(EXERCISE TASK) Can you set down, exactly as they appear below, the lines from the opening of the material through the one bearing "import React from 'react';", minus the pictures?

>> Begin DATASET SECTION

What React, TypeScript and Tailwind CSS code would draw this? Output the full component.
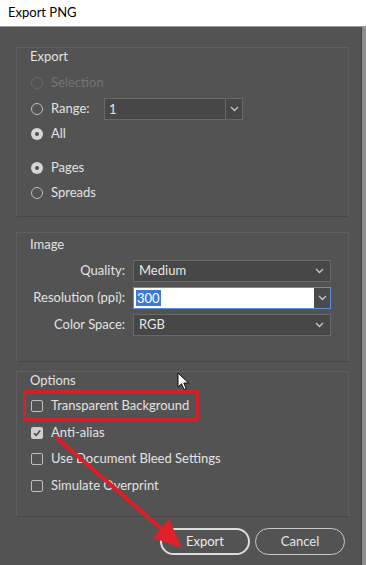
import React from 'react';

const Radio = ({ label, checked = false, disabled = false }: { label: string; checked?: boolean; disabled?: boolean }) => (
  <div className="flex items-center h-5 gap-2">
    {checked ? (
      <span className="w-3 h-3 rounded-full bg-[#d6d6d6] flex items-center justify-center">
        <span className="w-1 h-1 rounded-full bg-[#4e4e4e]" />
      </span>
    ) : (
      <span className={`w-3 h-3 rounded-full border ${disabled ? 'border-[#686868]' : 'border-[#bdbdbd]'}`} />
    )}
    <span className={disabled ? 'text-[#747474]' : 'text-[#e2e2e2]'}>{label}</span>
  </div>
);

const Checkbox = ({ label, checked = false }: { label: string; checked?: boolean }) => (
  <div className="flex items-center h-5 gap-2">
    {checked ? (
      <span className="w-3 h-3 rounded-[2px] bg-[#cfcfcf] flex items-center justify-center">
        <svg width="10" height="10" viewBox="0 0 10 10">
          <path d="M2 5.2 L4.2 7.4 L8.2 2.6" fill="none" stroke="#4a4a4a" strokeWidth="1.6" />
        </svg>
      </span>
    ) : (
      <span className="w-3 h-3 rounded-[2px] border border-[#bdbdbd]" />
    )}
    <span className="text-[#e2e2e2]">{label}</span>
  </div>
);

const Chevron = () => (
  <svg width="9" height="6" viewBox="0 0 9 6">
    <path d="M1 1 L4.5 4.5 L8 1" fill="none" stroke="#c8c8c8" strokeWidth="1.3" />
  </svg>
);

const Select = ({ value }: { value: string }) => (
  <div className="w-[198px] h-[22px] flex items-center justify-between border border-[#686868] bg-[#474747] pl-[5px] pr-[6px] text-[#e6e6e6]">
    <span>{value}</span>
    <Chevron />
  </div>
);

const Group = ({ title, className, children }: { title: string; className: string; children: React.ReactNode }) => (
  <div className={`ml-4 mr-[12px] border border-[#5f5f5f] border-b-[#474747] ${className}`}>
    <div className="pl-[13px] h-4 leading-4 text-[#e2e2e2]">{title}</div>
    {children}
  </div>
);

export default function App() {
  return (
    <div className="relative w-[366px] h-[565px] overflow-hidden bg-[#535353] font-['Lato','Liberation_Sans',sans-serif] text-[13px]">
      <div className="h-[27px] bg-white text-black flex items-center pl-2 border-b border-[#9c9c9c]">
        Export PNG
      </div>

      <div className="flex h-[538px]">
        <div className="w-[362px] border-r border-[#424242] pt-5">
          <Group title="Export" className="h-[170px]">
            <div className="pl-[14px] flex flex-col">
              <div className="mt-[9px]">
                <Radio label="Selection" disabled />
              </div>
              <div className="mt-[5px] flex items-center h-[22px]">
                <div className="w-[73px]">
                  <Radio label="Range:" />
                </div>
                <div className="w-[139px] h-[22px] flex border border-[#686868] bg-[#474747]">
                  <span className="flex-1 pl-[4px] leading-5 text-[#e6e6e6]">1</span>
                  <span className="w-[17px] border-l border-[#686868] flex items-center justify-center">
                    <Chevron />
                  </span>
                </div>
              </div>
              <div className="mt-[4px]">
                <Radio label="All" checked />
              </div>
              <div className="mt-[14px]">
                <Radio label="Pages" checked />
              </div>
              <div className="mt-[5px]">
                <Radio label="Spreads" />
              </div>
            </div>
          </Group>

          <Group title="Image" className="mt-[15px] h-[130px] pt-[3px]">
            <div className="flex flex-col gap-[5px] mt-[8px] text-[#e2e2e2]">
              <div className="flex items-center">
                <span className="w-[116px] text-right pr-[8px]">Quality:</span>
                <Select value="Medium" />
              </div>
              <div className="flex items-center">
                <span className="w-[116px] text-right pr-[8px] whitespace-nowrap">Resolution (ppi):</span>
                <div className="w-[198px] h-[22px] flex border border-[#5d8fd6] bg-white">
                  <span className="flex-1 pl-[2px] flex items-center">
                    <span className="bg-[#3d7ad6] text-white leading-4 px-[1px]">300</span>
                  </span>
                  <span className="w-[16px] bg-[#4a4a4a] flex items-center justify-center">
                    <Chevron />
                  </span>
                </div>
              </div>
              <div className="flex items-center">
                <span className="w-[116px] text-right pr-[8px]">Color Space:</span>
                <Select value="RGB" />
              </div>
            </div>
          </Group>

          <Group title="Options" className="mt-[9px] h-[146px]">
            <div className="pl-[14px] flex flex-col mt-[8px]">
              <Checkbox label="Transparent Background" />
              <div className="mt-[7px]">
                <Checkbox label="Anti-alias" checked />
              </div>
              <div className="mt-[6px]">
                <Checkbox label="Use Document Bleed Settings" />
              </div>
              <div className="mt-[7px]">
                <Checkbox label="Simulate Overprint" />
              </div>
            </div>
          </Group>

          <div className="flex justify-end gap-[5px] pr-[16px] mt-[11px]">
            <button className="w-[90px] h-[27px] rounded-full border-2 border-[#dcdcdc] text-[#ececec]">Export</button>
            <button className="w-[90px] h-[27px] rounded-full border-[1.5px] border-[#c8c8c8] text-[#e6e6e6]">Cancel</button>
          </div>
        </div>
        <div className="w-[4px] bg-[#8d8d8d]" />
      </div>

      {/* annotation: red box */}
      <div className="absolute left-[23px] top-[390px] w-[176px] h-[31px] border-[3px] border-[#d52129] rounded-[2px]" />

      {/* annotation: red arrow */}
      <svg className="absolute left-0 top-0" width="366" height="565" viewBox="0 0 366 565">
        <line x1="57" y1="438" x2="165" y2="532" stroke="#dd1f28" strokeWidth="4" strokeLinecap="round" />
        <polygon points="182,548 153,538 169,519" fill="#e0212a" />
      </svg>

      {/* mouse cursor */}
      <svg className="absolute left-[177px] top-[372px]" width="13" height="19" viewBox="0 0 13 19">
        <path d="M1 1 L1 15 L4.5 11.8 L7 17.5 L9.2 16.5 L6.8 11 L11.5 11 Z" fill="#ffffff" stroke="#111111" strokeWidth="1" />
      </svg>
    </div>
  );
}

>> End DATASET SECTION

(CORRECT OUTPUT)
What React, TypeScript and Tailwind CSS code would draw this? Output the full component.
import React from 'react';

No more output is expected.